— SET PROBLEM —
Collect all lines from the records below that include the word "this".

— LISTED RECORDS —
++++++++++++++++++++

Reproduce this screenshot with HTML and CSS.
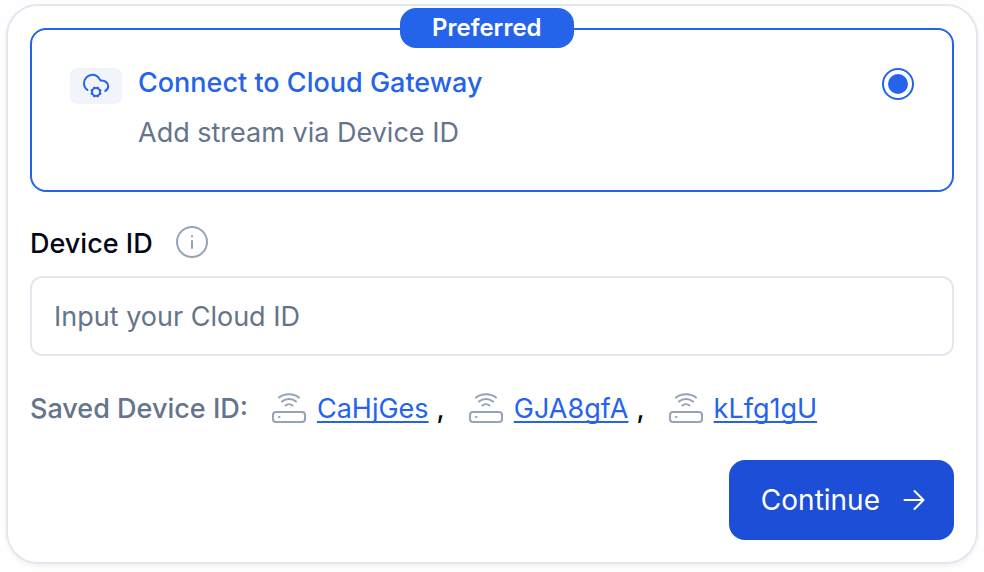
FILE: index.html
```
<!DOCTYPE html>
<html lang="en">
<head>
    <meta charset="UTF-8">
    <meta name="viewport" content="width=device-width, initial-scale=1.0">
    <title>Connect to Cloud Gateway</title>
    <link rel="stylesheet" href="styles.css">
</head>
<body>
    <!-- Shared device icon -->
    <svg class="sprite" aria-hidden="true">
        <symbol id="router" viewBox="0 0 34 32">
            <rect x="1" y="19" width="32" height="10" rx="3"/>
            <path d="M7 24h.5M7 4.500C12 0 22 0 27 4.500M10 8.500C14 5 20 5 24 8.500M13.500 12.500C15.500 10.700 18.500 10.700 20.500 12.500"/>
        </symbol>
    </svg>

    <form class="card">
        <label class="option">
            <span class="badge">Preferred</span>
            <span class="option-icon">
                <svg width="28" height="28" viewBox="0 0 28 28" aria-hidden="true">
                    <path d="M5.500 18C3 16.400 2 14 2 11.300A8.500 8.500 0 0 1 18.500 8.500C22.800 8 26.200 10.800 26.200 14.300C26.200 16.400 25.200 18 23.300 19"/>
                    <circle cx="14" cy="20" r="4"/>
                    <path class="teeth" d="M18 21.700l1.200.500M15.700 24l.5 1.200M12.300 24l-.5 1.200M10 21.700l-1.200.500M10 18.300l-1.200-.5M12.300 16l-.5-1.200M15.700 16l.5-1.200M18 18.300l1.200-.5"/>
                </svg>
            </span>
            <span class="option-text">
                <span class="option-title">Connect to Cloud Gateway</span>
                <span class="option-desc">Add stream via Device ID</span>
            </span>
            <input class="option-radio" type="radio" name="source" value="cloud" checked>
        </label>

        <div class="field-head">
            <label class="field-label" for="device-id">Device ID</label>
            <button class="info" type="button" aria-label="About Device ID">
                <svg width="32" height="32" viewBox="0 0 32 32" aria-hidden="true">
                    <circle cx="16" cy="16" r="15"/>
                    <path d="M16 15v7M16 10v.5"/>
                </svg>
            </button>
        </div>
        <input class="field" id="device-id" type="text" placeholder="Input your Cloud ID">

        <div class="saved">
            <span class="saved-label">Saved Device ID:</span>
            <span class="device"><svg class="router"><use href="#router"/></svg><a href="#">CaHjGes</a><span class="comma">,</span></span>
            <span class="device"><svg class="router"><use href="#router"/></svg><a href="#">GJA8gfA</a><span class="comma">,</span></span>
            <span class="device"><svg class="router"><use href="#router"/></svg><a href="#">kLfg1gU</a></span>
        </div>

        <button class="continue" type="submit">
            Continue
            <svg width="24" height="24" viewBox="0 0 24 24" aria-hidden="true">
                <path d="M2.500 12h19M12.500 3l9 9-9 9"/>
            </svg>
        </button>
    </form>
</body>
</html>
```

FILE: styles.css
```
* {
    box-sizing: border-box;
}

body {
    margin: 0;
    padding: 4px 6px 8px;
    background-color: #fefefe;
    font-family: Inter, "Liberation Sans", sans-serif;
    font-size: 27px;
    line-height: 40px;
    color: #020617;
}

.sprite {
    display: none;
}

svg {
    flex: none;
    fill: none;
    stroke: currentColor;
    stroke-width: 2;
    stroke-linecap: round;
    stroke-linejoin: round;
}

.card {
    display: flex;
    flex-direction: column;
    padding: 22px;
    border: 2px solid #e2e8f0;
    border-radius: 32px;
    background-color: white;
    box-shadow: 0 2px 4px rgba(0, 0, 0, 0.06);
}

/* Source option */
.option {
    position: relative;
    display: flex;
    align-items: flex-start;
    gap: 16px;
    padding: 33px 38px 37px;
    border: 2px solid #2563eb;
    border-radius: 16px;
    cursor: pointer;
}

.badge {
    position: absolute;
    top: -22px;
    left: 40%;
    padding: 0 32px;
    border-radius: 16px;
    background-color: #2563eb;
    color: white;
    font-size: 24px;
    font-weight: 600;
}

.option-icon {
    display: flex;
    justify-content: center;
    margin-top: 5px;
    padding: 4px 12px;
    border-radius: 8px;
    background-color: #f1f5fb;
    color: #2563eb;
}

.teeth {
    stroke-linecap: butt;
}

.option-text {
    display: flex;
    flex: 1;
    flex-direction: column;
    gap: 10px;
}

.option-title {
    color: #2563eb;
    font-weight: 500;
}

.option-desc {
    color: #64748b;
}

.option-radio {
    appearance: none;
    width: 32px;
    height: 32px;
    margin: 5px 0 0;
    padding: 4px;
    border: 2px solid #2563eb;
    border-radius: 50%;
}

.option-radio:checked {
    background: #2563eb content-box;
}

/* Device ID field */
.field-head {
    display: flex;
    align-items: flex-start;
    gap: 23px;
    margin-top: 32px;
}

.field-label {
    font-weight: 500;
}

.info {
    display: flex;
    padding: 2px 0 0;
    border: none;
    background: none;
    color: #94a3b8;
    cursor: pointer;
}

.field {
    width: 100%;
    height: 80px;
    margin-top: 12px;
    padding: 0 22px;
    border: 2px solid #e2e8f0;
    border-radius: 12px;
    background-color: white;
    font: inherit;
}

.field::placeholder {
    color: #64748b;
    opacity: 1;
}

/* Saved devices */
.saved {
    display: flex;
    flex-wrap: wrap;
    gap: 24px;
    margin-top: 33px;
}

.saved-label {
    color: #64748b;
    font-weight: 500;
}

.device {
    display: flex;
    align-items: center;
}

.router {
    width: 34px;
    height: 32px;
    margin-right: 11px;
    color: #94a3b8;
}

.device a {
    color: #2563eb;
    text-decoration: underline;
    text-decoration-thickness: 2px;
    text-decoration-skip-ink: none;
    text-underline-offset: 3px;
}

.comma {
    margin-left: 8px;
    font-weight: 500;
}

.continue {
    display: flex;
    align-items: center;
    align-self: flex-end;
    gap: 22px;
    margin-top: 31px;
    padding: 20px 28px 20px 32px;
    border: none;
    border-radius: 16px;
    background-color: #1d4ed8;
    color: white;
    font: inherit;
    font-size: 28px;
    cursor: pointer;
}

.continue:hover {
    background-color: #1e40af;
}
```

++++++++++++++++++++

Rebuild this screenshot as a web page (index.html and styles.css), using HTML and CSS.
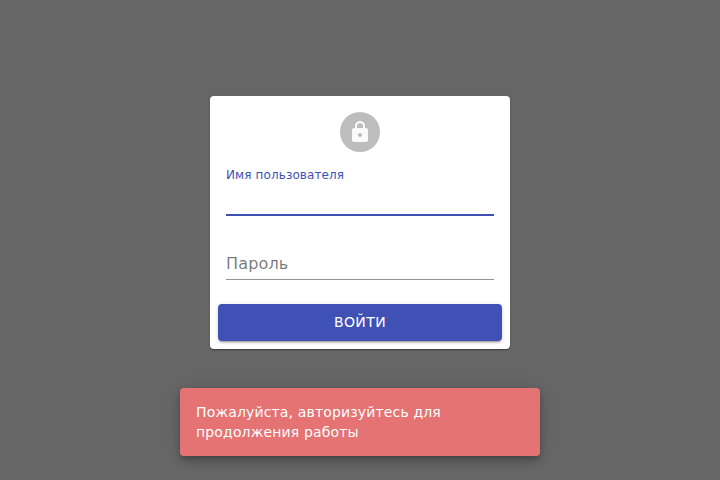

++++++++++++++++++++

— FINAL ANSWER —
Reproduce this screenshot with HTML and CSS.
Rebuild this screenshot as a web page (index.html and styles.css), using HTML and CSS.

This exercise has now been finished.